Firms tie up to drive demand for hydrogen vehicles

Japan H2 Mobility President Hideki Sugawara (fifth from left) and representatives of its joint establishment companies hold hands during a photo session after their joint press conference in Tokyo on March 5, 2018.
Japan H2 Mobility President Hideki Sugawara (fifth from left) and representatives of its joint establishment companies hold hands during a photo session after their joint press conference in Tokyo on March 5, 2018.PHOTO: AFP

Japan's top carmakers have teamed up with major energy companies and other key players to set up a consortium to reduce the costs and inconvenience of using hydrogen fuel-cell vehicles (FCVs), in a bid to boost demand.

The consortium of 11 companies - known as Japan H2 Mobility - aims, among other things, to reduce the costs of installing and maintaining hydrogen refuelling stations.

It targets to have 80 new hydrogen stations by fiscal year 2021. These are in addition to the 101 stations that have been built, planned or are undergoing construction by individual companies, said the consortium's president, Mr Hideki Sugawara.

This is in line with national targets set last year for 160 stations by 2020 and 900 by 2030.

Tokyo also wants to increase the number of FCVs on the road to 40,000 units by 2020 and to 800,000 units by 2030.

The hope is that more advanced technology and better cost efficiencies can help to drive consumer interest, with refuelling costs expected to be slashed by a third by 2030, Mr Sugawara said at a news conference on Monday.

The joint venture will work to reduce the burden on infrastructure companies to build and maintain hydrogen stations through private and public funds.

Each station now has a price tag of 500 million yen (S$6 million), about five times the cost of a petrol station. Talks are ongoing to secure other investors.
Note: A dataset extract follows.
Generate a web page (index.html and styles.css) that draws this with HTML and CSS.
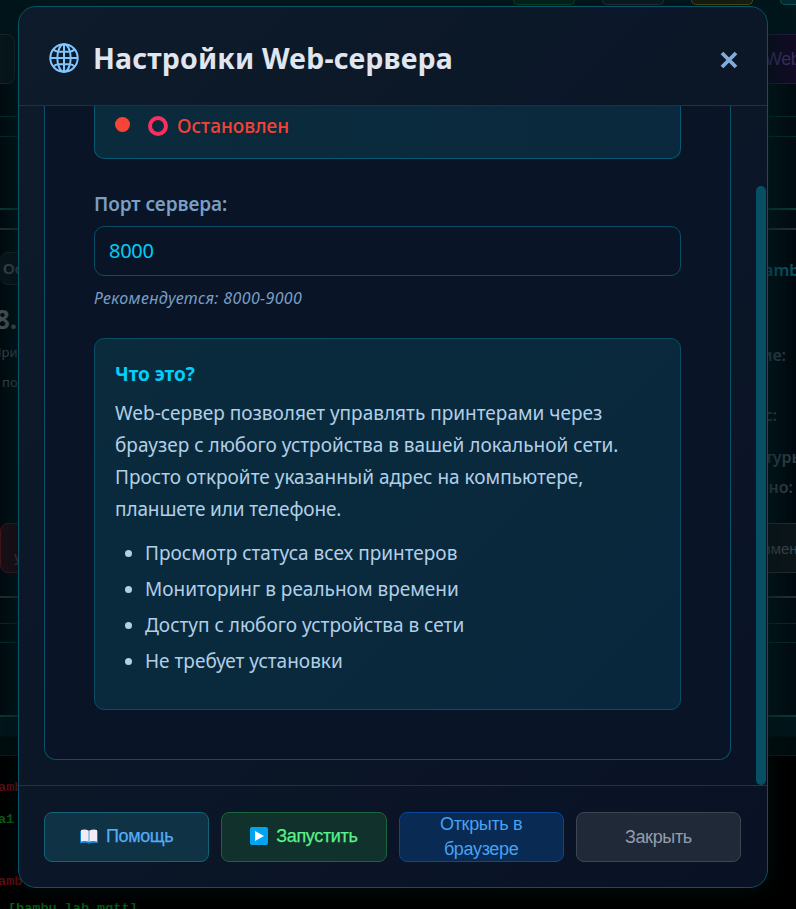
FILE: index.html
```html
<!DOCTYPE html>
<html lang="ru">
<head>
<meta charset="utf-8">
<title>Настройки Web-сервера</title>
<link rel="stylesheet" href="styles.css">
</head>
<body>
<div class="page">
  <div class="pills"><i class="pill green"></i><i class="pill gray"></i><i class="pill yellow"></i><i class="pill teal"></i></div>
  <div class="toolbar"><div class="tool-left"></div><div class="tool-right">Web-</div></div>
  <div class="band"></div>
  <div class="strip"></div>
  <div class="printers">
    <div class="col-left">
      <div class="tab">Осн</div>
      <div class="ip">8.1</div>
      <div class="small">Принтер</div>
      <div class="small second">подкл</div>
      <div class="delete">удалить</div>
    </div>
    <div class="col-right">
      <div class="name">Bamb</div>
      <div class="prop state">Состояние:</div>
      <div class="prop progress">Прогресс:</div>
      <div class="prop temp">Температуры</div>
      <div class="prop updated">Обновлено:</div>
      <div class="edit">Измен</div>
    </div>
  </div>
  <div class="band lower"></div>
  <div class="strip lower-strip"></div>
  <div class="log-head"></div>
  <div class="log">
    <p class="red">bamb</p><p class="lime">a1</p><p class="red last">bamb</p><p class="lime tail">[bambu_lab_mqtt]</p>
  </div>
</div>

<section class="modal">
  <header class="head">
    <svg class="globe" viewBox="0 0 30 30" fill="none" stroke="#80c6ff" stroke-width="2"><circle cx="15" cy="15" r="13.7"/><ellipse cx="15" cy="15" rx="6.7" ry="13.7"/><path d="M15 1v28M1 15h28M4 6.3Q6.5 8.7 9.5 8.7h11Q23.500 8.700 26 6.300M4 23.700Q6.500 21.300 9.500 21.300h11Q23.500 21.300 26 23.700"/></svg>
    <h1>Настройки Web-сервера</h1>
    <svg class="close" viewBox="0 0 18 18" stroke="#82addb" stroke-width="3.800"><path d="M2 2l14 14M16 2L2 16"/></svg>
  </header>
  <div class="body">
    <div class="panel">
      <div class="status"><i class="dot"></i><i class="ring"></i><span>Остановлен</span></div>
      <div class="label">Порт сервера:</div>
      <div class="input">8000</div>
      <div class="hint">Рекомендуется: 8000-9000</div>
      <div class="info">
        <h2>Что это?</h2>
        <p>Web-сервер позволяет управлять принтерами через<br>браузер с любого устройства в вашей локальной сети.<br>Просто откройте указанный адрес на компьютере,<br><span class="tight">планшете или телефоне.</span></p>
        <ul><li>Просмотр статуса всех принтеров</li><li>Мониторинг в реальном времени</li><li>Доступ с любого устройства в сети</li><li>Не требует установки</li></ul>
      </div>
    </div>
    <div class="track"><div class="thumb"></div></div>
  </div>
  <footer class="foot">
    <div class="btn help"><svg width="18" height="15" viewBox="0 0 18 15"><path fill="#0b83cf" d="M0 2h18v12h-7l-2 1-2-1H0z"/><path fill="#f2ecf8" d="M1 1q4-1 7.500.5V12.500Q5 11.500 1 12.500zM17 1q-4-1-7.500.5V12.500q3.500-1 7.500 0z"/><path stroke="#d5ccdf" d="M9 1.500V13"/></svg><span>Помощь</span></div>
    <div class="btn start"><svg width="18" height="18" viewBox="0 0 18 18"><rect width="18" height="18" rx="2" fill="#00a4f0"/><path fill="#fff" d="M5 4l9 5-9 5z"/></svg><span>Запустить</span></div>
    <div class="btn open"><span>Открыть в<br>браузере</span></div>
    <div class="btn shut"><span>Закрыть</span></div>
  </footer>
</section>
</body>
</html>
```
FILE: styles.css
```css
* { box-sizing: border-box; }
body { margin: 0; width: 796px; height: 909px; overflow: hidden; background: #000; font-family: "Noto Sans", sans-serif; }
h1, h2, p, ul { margin: 0; padding: 0; }

.page { height: 909px; overflow: hidden; background: linear-gradient(90deg, #020b10, #03171b 20px, #03171b 765px, #030c12); color: #3a464c; }
.pills { display: flex; gap: 27px; height: 34px; padding-left: 513px; background: #02161b; }
.pill { flex: none; width: 62px; height: 5px; border: 1px solid; border-top: 0; border-radius: 0 0 30px 30px; }
.pill.green { color: #0d4829; background: #052219; }
.pill.gray { color: #2b363b; background: #0b1a20; }
.pill.yellow { color: #5c5113; background: #1b1e0d; }
.pill.teal { color: #10525a; background: #062a31; }
.toolbar { display: flex; justify-content: space-between; height: 50px; }
.tool-left { width: 15px; border: 1px solid #1a262a; border-left: 0; border-radius: 0 8px 8px 0; background: #08171c; }
.tool-right { width: 40px; padding-left: 9px; white-space: nowrap; font: 18px/48px "Liberation Sans", sans-serif; letter-spacing: -.4px; color: #382e60; border: solid #251a40; border-width: 1px 0; background: linear-gradient(90deg, #06111c, #150c27); }
.band { height: 21px; margin-top: 32px; border: solid #032c2f; border-width: 1px 0; }
.strip { height: 73px; border-bottom: 2px solid #073a38; }
.printers { display: flex; justify-content: space-between; height: 370px; margin-top: 18px; border: solid #252d32; border-width: 2px 0; background: linear-gradient(90deg, #020b10, #03161b 20px, #03161b 765px, #020a10); }
.col-left { width: 80px; padding-top: 22px; white-space: nowrap; }
.tab { width: 80px; height: 33px; padding-left: 3px; border: 1px solid #1a262a; border-left: 0; border-radius: 8px; background: #09171c; font: bold 15px/31px "Liberation Sans", sans-serif; }
.ip { margin: 18px 0 0 -5px; font: bold 26px/32px "Open Sans", sans-serif; color: #46545b; }
.small { margin: 7px 0 0 -8px; font-size: 13px; line-height: 20px; }
.small.second { margin: 10px 0 0 2px; }
.delete { height: 50px; margin-top: 131px; padding: 8px 0 0 13px; border: 1px solid #44161d; border-radius: 8px; background: #1b1017; color: #68302f; font: 15px/50px "Liberation Sans", sans-serif; }
.col-right { width: 100px; font-weight: 600; white-space: nowrap; }
.name { margin-top: 28px; padding-left: 57px; font-size: 16.500px; line-height: 24px; color: #075461; }
.prop { color: #2d3e48; font-size: 16px; line-height: 22px; text-align: right; padding-right: 10px; }
.state { margin-top: 62px; }
.progress { margin-top: 38px; padding-right: 19px; }
.temp { margin-top: 20px; padding-right: 0; margin-right: -4px; }
.updated { margin-top: 8px; padding-right: 3px; }
.edit { height: 50px; margin-top: 25px; padding-left: 57px; border: solid #252d32; border-width: 1px 0; background: #0d161a; font: 15px/50px "Liberation Sans", sans-serif; color: #3b464d; }
.lower { margin-top: 25px; height: 20px; }
.lower-strip { height: 74px; }
.log-head { height: 39px; border-bottom: 1px solid #03260b; background: linear-gradient(#03161b 19px, #020d0f 20px); }
.log { height: 153px; background: #000; padding-top: 22px; font: bold 13.500px/20px "Liberation Mono", monospace; }
.log p { margin-left: -10px; height: 32px; }
.log .red { color: #680d11; }
.log .lime { color: #086714; margin-left: -2px; height: 62px; }
.log .last { height: 27px; }
.log .tail { margin-left: 8px; }

.modal { position: absolute; left: 18px; top: 6px; width: 750px; height: 882px; display: flex; flex-direction: column; overflow: hidden; border: 1px solid #075368; border-radius: 18px; background: linear-gradient(135deg, #0d1b2a, #091225); box-shadow: 0 0 24px #02272b60, 0 10px 30px #00000070; }
.head { flex: none; display: flex; align-items: center; height: 99px; padding: 0 29px 0 30px; border-bottom: 1px solid #0b3a4d; }
.globe { width: 30px; height: 30px; margin-top: 3px; }
.head h1 { flex: 1; margin: 3px 0 0 14px; font: bold 28.500px/40px "Noto Sans", sans-serif; letter-spacing: .15px; color: #e0e6ef; white-space: nowrap; }
.close { width: 18px; height: 18px; margin-top: 7px; }
.body { display: flex; justify-content: space-between; height: 679px; }
.panel { width: 687px; height: 654px; margin-left: 25px; padding: 0 49px; border: 1px solid #085168; border-top: 0; border-radius: 0 0 12px 12px; background: #0a1427; }
.status { display: flex; height: 53px; padding-left: 20px; border: 1px solid #075870; border-top: 0; border-radius: 0 0 10px 10px; background: linear-gradient(90deg, #0a2b3c, #0a293e); color: #f44336; }
.dot { width: 15px; height: 15px; margin-top: 11px; border-radius: 50%; background: #f84437; }
.ring { width: 20px; height: 20px; margin: 10px 9px 0 18px; border: 4px solid #f82f60; border-radius: 50%; }
.status span { font: 500 19px/40px "Noto Sans", sans-serif; }
.label { height: 30px; margin-top: 30px; font: 600 19px/30px "Noto Sans", sans-serif; letter-spacing: -.08px; color: #789fc4; }
.input { height: 50px; margin-top: 7px; padding-left: 14px; border: 1px solid #084f65; border-radius: 10px; font: 20px/47px "Noto Sans", sans-serif; letter-spacing: -.3px; color: #00cdf5; }
.hint { height: 24px; margin-top: 10px; font: italic 16px/24px "Noto Sans", sans-serif; letter-spacing: .37px; color: #789fc4; }
.info { height: 372px; margin-top: 28px; padding: 21px 20px; border: 1px solid #084f65; border-radius: 10px; background: linear-gradient(135deg, #0a2b3c, #09273c); color: #b2cfe7; font: 19px/32px "Noto Sans", sans-serif; }
.info h2 { height: 29px; font: bold 19px/29px "Noto Sans", sans-serif; color: #00d0fb; }
.info p { height: 128px; margin-top: 8px; white-space: nowrap; }
.tight { letter-spacing: -.13px; }
.info ul { margin-top: 10px; padding-left: 30px; line-height: 36px; }
.track { width: 11px; padding-top: 80px; }
.thumb { width: 10px; height: 599px; border-radius: 5px; background: #075064; }
.foot { display: flex; gap: 12px; height: 102px; padding: 26px 26px 0 25px; border-top: 1px solid #0a3b4e; }
.btn { flex: 1 1 0; min-width: 0; height: 50px; display: flex; align-items: center; justify-content: center; gap: 8px; border: 1px solid; border-radius: 8px; font: 18px/25px "Liberation Sans", sans-serif; letter-spacing: -.35px; text-align: center; }
.help { background: #0f3345; border-color: #146378; color: #54acf6; }
.start { background: #11312d; border-color: #19663b; color: #59f288; }
.open { background: #092a52; border-color: #07489a; color: #48a1f3; }
.shut { background: #1f2937; border-color: #3d4653; color: #939dac; }
.help, .start { padding-bottom: 2px; }
.help span, .start span { -webkit-text-stroke: .25px currentColor; }
```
FCVs have been dubbed by Prime Minister Shinzo Abe as the "ultimate eco-car", but are seen as expensive and inconvenient.

The domestic take-up rate has been slow. Only 2,400 such vehicles ply the roads - four years since Toyota became the world's first carmaker to mass produce such cars and two years after Honda entered the market.

Industry leaders spelt out a chicken-and-egg problem: Demand for FCVs cannot grow without an adequate network of hydrogen refuelling stations which, by themselves, are white elephants if demand is lacking.

This led the 11 companies to band together to rev up national efforts to drive down the costs in installing and maintaining hydrogen stations.

The companies include three of Japan's motoring giants - Toyota, Honda and Nissan. There are also six major energy companies, including JXTG Nippon Oil & Energy, Idemitsu Kosan and Air Liquide Japan. Also represented are trading firm Toyota Tsusho, and the government-backed Development Bank of Japan.

Mr Yutaka Kuwahara, senior vice-president of JXTG, which runs about 40 per cent of Japan's hydrogen stations, said construction has been slowing due to high building costs and a lack of users.

When asked how the new alliance will improve the situation, he said: "We need to lower the costs to remove the bottlenecks of high construction and operational costs, and in this sense, the joint venture marks a new 'all-Japan' business model."